» **TASK BRIEF**
Among the entries below, copy only the span from the line containing "Write a component" through the line containing "export default App;". Do so exactly, and skip the pictures.

» **DATA EXTRACT**
────────────────

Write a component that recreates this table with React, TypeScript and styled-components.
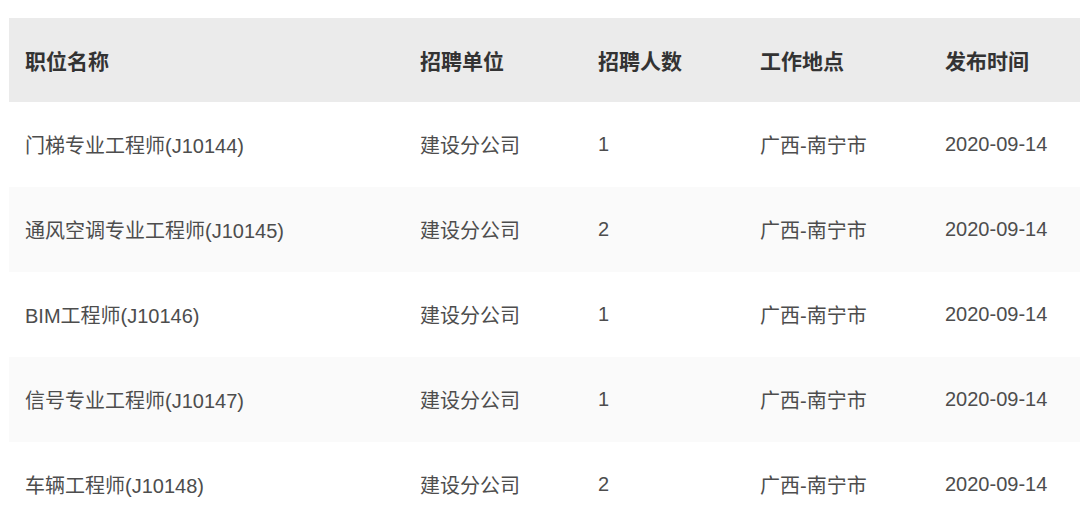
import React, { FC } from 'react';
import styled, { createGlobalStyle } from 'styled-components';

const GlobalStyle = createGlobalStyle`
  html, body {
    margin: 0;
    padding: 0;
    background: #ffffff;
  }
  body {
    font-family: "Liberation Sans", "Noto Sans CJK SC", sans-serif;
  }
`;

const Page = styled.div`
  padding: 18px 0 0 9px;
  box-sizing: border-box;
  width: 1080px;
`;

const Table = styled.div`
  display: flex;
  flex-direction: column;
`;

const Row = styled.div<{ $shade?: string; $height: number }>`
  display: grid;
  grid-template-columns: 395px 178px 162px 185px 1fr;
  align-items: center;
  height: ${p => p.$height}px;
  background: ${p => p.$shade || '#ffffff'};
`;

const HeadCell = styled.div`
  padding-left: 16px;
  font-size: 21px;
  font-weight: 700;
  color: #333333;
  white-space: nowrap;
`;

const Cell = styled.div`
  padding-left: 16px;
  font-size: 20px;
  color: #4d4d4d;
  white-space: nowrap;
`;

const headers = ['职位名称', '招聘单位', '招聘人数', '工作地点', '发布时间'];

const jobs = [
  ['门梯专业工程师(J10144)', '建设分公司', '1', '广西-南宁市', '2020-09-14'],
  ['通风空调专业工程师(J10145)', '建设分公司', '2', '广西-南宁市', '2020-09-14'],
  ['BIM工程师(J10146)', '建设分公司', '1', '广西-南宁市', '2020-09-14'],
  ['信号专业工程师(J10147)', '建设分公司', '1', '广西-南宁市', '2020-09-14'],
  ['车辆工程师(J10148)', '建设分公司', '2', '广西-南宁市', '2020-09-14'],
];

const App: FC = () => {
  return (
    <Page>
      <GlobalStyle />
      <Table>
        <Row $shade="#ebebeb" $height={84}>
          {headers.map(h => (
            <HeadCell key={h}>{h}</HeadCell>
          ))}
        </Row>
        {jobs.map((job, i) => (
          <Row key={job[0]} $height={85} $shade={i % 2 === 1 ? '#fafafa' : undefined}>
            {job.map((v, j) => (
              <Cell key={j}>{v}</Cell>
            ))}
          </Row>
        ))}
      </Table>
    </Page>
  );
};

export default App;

────────────────

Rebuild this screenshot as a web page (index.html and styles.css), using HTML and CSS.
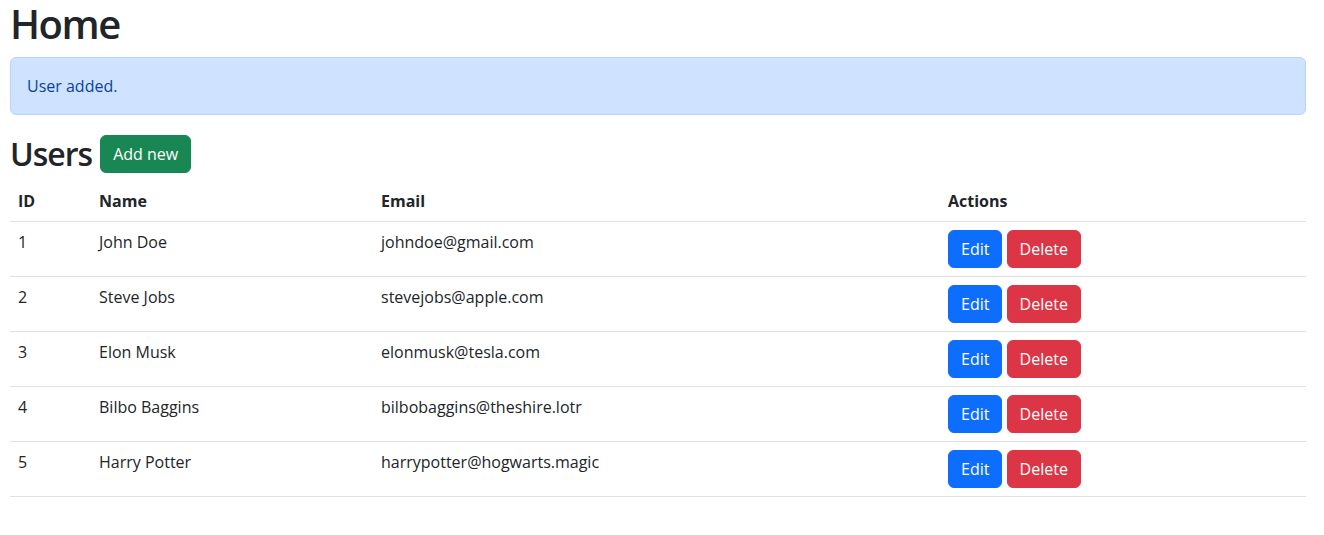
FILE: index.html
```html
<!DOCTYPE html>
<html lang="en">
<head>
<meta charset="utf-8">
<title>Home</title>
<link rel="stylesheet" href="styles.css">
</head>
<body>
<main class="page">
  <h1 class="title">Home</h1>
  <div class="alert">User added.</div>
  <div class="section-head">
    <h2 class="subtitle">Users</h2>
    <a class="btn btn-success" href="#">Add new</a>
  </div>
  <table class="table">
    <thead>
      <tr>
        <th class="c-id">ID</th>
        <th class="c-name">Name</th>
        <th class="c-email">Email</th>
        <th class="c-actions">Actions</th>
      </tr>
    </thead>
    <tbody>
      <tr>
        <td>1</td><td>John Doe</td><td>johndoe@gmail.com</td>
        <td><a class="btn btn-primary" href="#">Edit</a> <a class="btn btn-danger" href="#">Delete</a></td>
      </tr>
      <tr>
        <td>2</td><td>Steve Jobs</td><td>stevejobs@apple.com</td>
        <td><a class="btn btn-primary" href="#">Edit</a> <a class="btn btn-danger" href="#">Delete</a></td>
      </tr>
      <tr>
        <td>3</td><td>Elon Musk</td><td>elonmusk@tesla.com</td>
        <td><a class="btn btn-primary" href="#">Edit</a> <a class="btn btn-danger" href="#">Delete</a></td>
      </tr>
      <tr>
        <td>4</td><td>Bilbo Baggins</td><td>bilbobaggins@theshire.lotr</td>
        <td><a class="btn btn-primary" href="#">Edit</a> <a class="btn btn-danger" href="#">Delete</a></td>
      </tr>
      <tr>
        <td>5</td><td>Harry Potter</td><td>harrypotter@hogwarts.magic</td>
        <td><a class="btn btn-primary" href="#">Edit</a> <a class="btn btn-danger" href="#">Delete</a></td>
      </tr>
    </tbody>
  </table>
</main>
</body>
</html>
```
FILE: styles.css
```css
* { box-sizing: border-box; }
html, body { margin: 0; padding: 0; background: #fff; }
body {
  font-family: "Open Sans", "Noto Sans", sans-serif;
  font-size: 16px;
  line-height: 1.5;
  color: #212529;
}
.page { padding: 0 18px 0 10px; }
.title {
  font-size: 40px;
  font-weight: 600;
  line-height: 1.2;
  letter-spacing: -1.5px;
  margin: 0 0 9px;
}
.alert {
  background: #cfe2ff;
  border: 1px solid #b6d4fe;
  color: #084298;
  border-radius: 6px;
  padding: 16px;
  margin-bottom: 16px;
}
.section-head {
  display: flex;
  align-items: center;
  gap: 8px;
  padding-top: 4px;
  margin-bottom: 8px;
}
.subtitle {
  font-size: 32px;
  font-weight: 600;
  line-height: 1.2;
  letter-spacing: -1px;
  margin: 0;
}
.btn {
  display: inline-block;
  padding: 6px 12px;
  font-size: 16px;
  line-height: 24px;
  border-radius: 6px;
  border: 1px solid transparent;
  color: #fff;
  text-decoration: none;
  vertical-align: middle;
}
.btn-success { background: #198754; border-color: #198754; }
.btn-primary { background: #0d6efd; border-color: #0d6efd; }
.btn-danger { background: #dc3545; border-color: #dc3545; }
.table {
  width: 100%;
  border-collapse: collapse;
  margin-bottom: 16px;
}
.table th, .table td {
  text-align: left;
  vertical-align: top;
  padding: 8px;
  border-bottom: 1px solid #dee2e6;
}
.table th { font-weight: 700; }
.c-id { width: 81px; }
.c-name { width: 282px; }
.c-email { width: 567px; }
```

────────────────

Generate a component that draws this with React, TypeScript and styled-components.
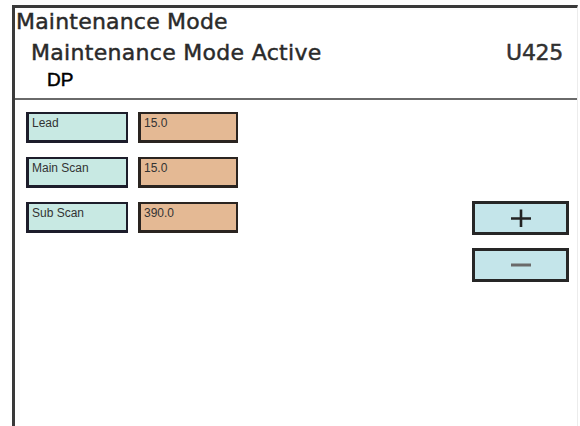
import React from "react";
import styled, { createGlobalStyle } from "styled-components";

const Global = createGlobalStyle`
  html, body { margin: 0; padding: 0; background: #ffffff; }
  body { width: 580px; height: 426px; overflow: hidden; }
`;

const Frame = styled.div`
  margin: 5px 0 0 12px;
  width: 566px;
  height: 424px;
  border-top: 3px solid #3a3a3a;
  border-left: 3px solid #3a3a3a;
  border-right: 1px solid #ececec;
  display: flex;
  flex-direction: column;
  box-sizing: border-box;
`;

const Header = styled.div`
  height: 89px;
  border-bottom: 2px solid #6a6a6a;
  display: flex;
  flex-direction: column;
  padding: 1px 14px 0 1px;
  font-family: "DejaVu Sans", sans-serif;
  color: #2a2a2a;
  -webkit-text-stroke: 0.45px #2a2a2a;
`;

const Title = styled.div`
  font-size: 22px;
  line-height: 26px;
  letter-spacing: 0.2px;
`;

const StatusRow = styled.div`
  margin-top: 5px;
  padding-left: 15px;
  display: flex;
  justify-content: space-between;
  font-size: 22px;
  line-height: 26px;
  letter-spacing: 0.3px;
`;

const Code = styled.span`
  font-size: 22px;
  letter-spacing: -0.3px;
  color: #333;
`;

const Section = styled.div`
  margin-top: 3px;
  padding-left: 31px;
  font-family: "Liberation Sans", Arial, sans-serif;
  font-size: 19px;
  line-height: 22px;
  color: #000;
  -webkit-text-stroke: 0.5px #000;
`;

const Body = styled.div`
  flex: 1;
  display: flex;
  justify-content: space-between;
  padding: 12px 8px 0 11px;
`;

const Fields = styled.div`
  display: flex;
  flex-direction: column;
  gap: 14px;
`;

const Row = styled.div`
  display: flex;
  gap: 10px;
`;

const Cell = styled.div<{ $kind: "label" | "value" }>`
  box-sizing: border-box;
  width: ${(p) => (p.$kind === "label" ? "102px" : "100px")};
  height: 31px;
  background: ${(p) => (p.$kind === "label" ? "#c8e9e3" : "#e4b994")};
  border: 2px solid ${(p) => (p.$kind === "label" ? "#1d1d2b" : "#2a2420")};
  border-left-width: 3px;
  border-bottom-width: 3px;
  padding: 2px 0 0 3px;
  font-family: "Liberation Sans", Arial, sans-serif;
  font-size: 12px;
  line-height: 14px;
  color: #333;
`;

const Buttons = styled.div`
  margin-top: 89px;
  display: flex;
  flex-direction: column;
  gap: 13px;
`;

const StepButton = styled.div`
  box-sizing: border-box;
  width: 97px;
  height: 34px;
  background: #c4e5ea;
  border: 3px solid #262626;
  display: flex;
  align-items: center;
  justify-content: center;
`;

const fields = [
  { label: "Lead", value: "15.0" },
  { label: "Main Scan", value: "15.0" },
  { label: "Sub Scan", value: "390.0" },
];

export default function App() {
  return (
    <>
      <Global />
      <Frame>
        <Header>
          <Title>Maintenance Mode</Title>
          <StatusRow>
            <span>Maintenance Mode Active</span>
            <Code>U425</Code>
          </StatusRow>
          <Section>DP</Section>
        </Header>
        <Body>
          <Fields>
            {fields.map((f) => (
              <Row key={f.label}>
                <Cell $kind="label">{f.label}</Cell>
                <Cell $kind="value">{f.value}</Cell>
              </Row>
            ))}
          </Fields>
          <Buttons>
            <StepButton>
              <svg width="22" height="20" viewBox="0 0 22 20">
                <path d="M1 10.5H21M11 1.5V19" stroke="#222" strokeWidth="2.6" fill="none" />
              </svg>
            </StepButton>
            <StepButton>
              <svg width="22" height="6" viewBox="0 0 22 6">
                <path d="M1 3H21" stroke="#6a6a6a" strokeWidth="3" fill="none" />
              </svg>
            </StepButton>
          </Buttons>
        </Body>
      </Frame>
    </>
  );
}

────────────────

» **EXERCISE ANSWER**
Write a component that recreates this table with React, TypeScript and styled-components.
import React, { FC } from 'react';
import styled, { createGlobalStyle } from 'styled-components';

const GlobalStyle = createGlobalStyle`
  html, body {
    margin: 0;
    padding: 0;
    background: #ffffff;
  }
  body {
    font-family: "Liberation Sans", "Noto Sans CJK SC", sans-serif;
  }
`;

const Page = styled.div`
  padding: 18px 0 0 9px;
  box-sizing: border-box;
  width: 1080px;
`;

const Table = styled.div`
  display: flex;
  flex-direction: column;
`;

const Row = styled.div<{ $shade?: string; $height: number }>`
  display: grid;
  grid-template-columns: 395px 178px 162px 185px 1fr;
  align-items: center;
  height: ${p => p.$height}px;
  background: ${p => p.$shade || '#ffffff'};
`;

const HeadCell = styled.div`
  padding-left: 16px;
  font-size: 21px;
  font-weight: 700;
  color: #333333;
  white-space: nowrap;
`;

const Cell = styled.div`
  padding-left: 16px;
  font-size: 20px;
  color: #4d4d4d;
  white-space: nowrap;
`;

const headers = ['职位名称', '招聘单位', '招聘人数', '工作地点', '发布时间'];

const jobs = [
  ['门梯专业工程师(J10144)', '建设分公司', '1', '广西-南宁市', '2020-09-14'],
  ['通风空调专业工程师(J10145)', '建设分公司', '2', '广西-南宁市', '2020-09-14'],
  ['BIM工程师(J10146)', '建设分公司', '1', '广西-南宁市', '2020-09-14'],
  ['信号专业工程师(J10147)', '建设分公司', '1', '广西-南宁市', '2020-09-14'],
  ['车辆工程师(J10148)', '建设分公司', '2', '广西-南宁市', '2020-09-14'],
];

const App: FC = () => {
  return (
    <Page>
      <GlobalStyle />
      <Table>
        <Row $shade="#ebebeb" $height={84}>
          {headers.map(h => (
            <HeadCell key={h}>{h}</HeadCell>
          ))}
        </Row>
        {jobs.map((job, i) => (
          <Row key={job[0]} $height={85} $shade={i % 2 === 1 ? '#fafafa' : undefined}>
            {job.map((v, j) => (
              <Cell key={j}>{v}</Cell>
            ))}
          </Row>
        ))}
      </Table>
    </Page>
  );
};

export default App;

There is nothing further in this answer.